| INSTRUCTIONS TO FOLLOW |
Print the lines of the listing below verbatim from its first line through the line bearing "pt-[4px] pb-[5px] align-top". Any pictures are to be omitted.

| DATA LINES |
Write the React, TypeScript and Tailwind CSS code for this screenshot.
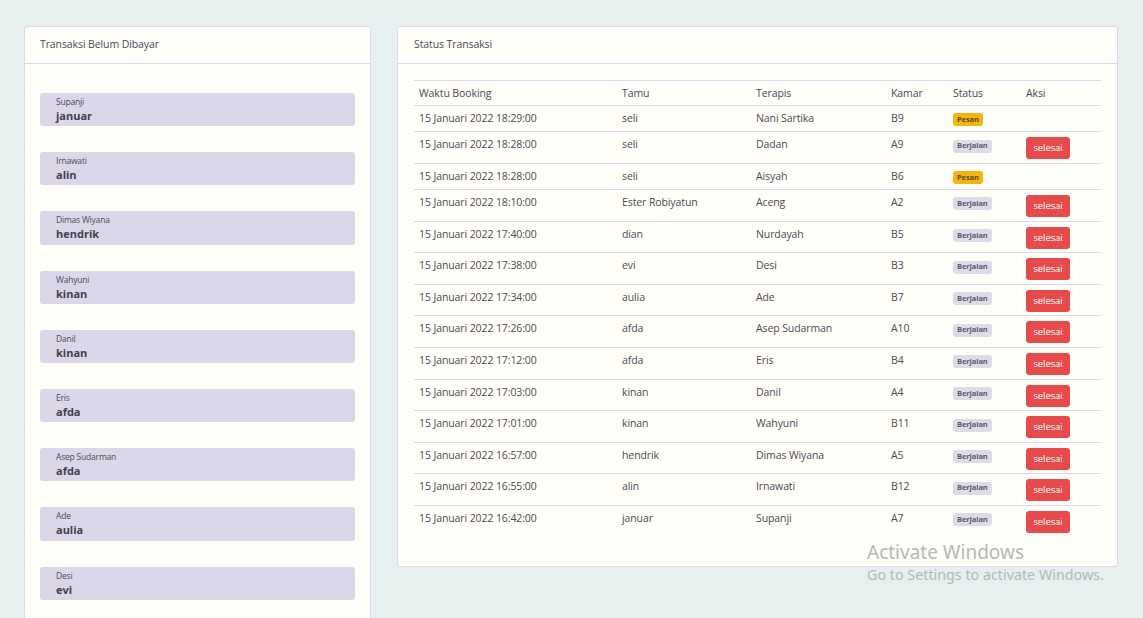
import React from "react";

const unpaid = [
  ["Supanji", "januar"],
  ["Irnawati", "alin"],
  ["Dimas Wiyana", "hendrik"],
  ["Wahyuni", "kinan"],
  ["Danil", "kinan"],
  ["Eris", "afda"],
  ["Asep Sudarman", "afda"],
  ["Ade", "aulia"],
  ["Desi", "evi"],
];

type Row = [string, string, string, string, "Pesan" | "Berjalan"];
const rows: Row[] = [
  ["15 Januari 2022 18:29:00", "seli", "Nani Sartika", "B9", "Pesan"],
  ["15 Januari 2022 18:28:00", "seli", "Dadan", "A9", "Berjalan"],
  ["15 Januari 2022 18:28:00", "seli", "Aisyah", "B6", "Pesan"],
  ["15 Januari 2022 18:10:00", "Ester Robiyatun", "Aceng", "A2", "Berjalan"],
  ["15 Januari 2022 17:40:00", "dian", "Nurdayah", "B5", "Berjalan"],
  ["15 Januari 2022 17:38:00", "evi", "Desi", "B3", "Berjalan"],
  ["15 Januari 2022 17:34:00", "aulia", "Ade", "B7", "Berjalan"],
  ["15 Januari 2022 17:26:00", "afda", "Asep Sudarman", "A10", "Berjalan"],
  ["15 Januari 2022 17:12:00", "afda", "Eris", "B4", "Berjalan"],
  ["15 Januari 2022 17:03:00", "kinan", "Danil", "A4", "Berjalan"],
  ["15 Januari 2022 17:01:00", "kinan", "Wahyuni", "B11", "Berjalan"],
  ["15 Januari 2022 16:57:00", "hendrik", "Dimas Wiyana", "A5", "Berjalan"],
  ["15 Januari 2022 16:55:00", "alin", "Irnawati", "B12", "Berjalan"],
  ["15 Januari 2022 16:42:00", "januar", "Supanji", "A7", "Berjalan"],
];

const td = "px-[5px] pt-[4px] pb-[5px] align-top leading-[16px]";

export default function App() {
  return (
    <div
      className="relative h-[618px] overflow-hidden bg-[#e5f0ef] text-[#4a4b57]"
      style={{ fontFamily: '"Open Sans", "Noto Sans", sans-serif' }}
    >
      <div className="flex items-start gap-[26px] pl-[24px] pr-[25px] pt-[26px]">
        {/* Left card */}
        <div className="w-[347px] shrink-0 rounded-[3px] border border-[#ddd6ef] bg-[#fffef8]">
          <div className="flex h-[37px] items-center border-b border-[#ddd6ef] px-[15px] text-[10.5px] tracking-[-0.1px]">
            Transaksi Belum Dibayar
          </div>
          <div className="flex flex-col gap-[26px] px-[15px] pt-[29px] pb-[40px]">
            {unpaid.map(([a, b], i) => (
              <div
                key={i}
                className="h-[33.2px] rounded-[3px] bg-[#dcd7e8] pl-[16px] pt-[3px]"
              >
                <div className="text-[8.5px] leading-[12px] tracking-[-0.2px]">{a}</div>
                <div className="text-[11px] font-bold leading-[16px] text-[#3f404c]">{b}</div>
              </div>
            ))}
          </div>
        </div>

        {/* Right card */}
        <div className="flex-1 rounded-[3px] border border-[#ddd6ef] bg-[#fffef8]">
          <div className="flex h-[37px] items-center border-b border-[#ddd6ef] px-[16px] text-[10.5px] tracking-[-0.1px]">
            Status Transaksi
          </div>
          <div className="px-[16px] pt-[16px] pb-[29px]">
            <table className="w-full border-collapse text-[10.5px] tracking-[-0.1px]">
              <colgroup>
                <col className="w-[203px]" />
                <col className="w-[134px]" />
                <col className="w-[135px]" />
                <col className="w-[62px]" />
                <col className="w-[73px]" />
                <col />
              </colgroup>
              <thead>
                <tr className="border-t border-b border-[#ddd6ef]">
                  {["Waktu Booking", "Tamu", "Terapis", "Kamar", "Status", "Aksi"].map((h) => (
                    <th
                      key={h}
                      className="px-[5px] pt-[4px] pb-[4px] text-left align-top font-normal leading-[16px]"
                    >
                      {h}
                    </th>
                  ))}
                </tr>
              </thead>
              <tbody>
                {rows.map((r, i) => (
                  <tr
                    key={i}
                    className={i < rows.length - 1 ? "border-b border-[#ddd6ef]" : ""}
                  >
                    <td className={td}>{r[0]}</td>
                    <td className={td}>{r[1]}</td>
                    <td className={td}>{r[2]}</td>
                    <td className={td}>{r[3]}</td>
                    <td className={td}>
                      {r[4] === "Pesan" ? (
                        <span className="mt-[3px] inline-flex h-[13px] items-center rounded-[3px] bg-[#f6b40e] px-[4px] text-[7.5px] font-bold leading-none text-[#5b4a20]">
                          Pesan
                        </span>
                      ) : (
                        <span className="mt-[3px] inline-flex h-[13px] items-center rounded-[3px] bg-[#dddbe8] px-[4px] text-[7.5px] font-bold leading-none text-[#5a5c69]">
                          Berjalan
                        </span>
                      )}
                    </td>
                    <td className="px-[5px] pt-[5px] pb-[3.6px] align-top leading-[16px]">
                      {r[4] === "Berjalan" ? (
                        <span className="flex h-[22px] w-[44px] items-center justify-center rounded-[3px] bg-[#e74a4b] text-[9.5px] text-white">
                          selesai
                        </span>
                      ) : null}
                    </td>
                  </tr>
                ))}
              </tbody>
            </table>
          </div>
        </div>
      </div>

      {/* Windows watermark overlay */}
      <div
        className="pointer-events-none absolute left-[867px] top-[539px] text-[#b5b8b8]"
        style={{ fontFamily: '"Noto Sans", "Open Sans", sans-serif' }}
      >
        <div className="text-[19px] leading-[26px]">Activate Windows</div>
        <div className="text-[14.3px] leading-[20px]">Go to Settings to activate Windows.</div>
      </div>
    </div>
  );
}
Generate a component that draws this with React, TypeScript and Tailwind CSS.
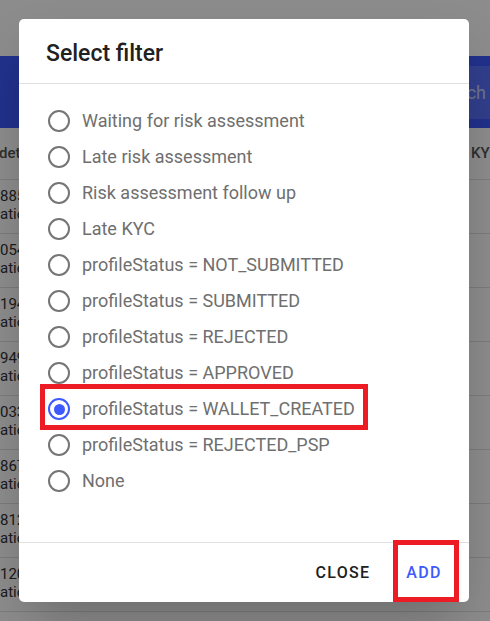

| SOLVED PROBLEM |
Write the React, TypeScript and Tailwind CSS code for this screenshot.
import React from "react";

const unpaid = [
  ["Supanji", "januar"],
  ["Irnawati", "alin"],
  ["Dimas Wiyana", "hendrik"],
  ["Wahyuni", "kinan"],
  ["Danil", "kinan"],
  ["Eris", "afda"],
  ["Asep Sudarman", "afda"],
  ["Ade", "aulia"],
  ["Desi", "evi"],
];

type Row = [string, string, string, string, "Pesan" | "Berjalan"];
const rows: Row[] = [
  ["15 Januari 2022 18:29:00", "seli", "Nani Sartika", "B9", "Pesan"],
  ["15 Januari 2022 18:28:00", "seli", "Dadan", "A9", "Berjalan"],
  ["15 Januari 2022 18:28:00", "seli", "Aisyah", "B6", "Pesan"],
  ["15 Januari 2022 18:10:00", "Ester Robiyatun", "Aceng", "A2", "Berjalan"],
  ["15 Januari 2022 17:40:00", "dian", "Nurdayah", "B5", "Berjalan"],
  ["15 Januari 2022 17:38:00", "evi", "Desi", "B3", "Berjalan"],
  ["15 Januari 2022 17:34:00", "aulia", "Ade", "B7", "Berjalan"],
  ["15 Januari 2022 17:26:00", "afda", "Asep Sudarman", "A10", "Berjalan"],
  ["15 Januari 2022 17:12:00", "afda", "Eris", "B4", "Berjalan"],
  ["15 Januari 2022 17:03:00", "kinan", "Danil", "A4", "Berjalan"],
  ["15 Januari 2022 17:01:00", "kinan", "Wahyuni", "B11", "Berjalan"],
  ["15 Januari 2022 16:57:00", "hendrik", "Dimas Wiyana", "A5", "Berjalan"],
  ["15 Januari 2022 16:55:00", "alin", "Irnawati", "B12", "Berjalan"],
  ["15 Januari 2022 16:42:00", "januar", "Supanji", "A7", "Berjalan"],
];

const td = "px-[5px] pt-[4px] pb-[5px] align-top leading-[16px]";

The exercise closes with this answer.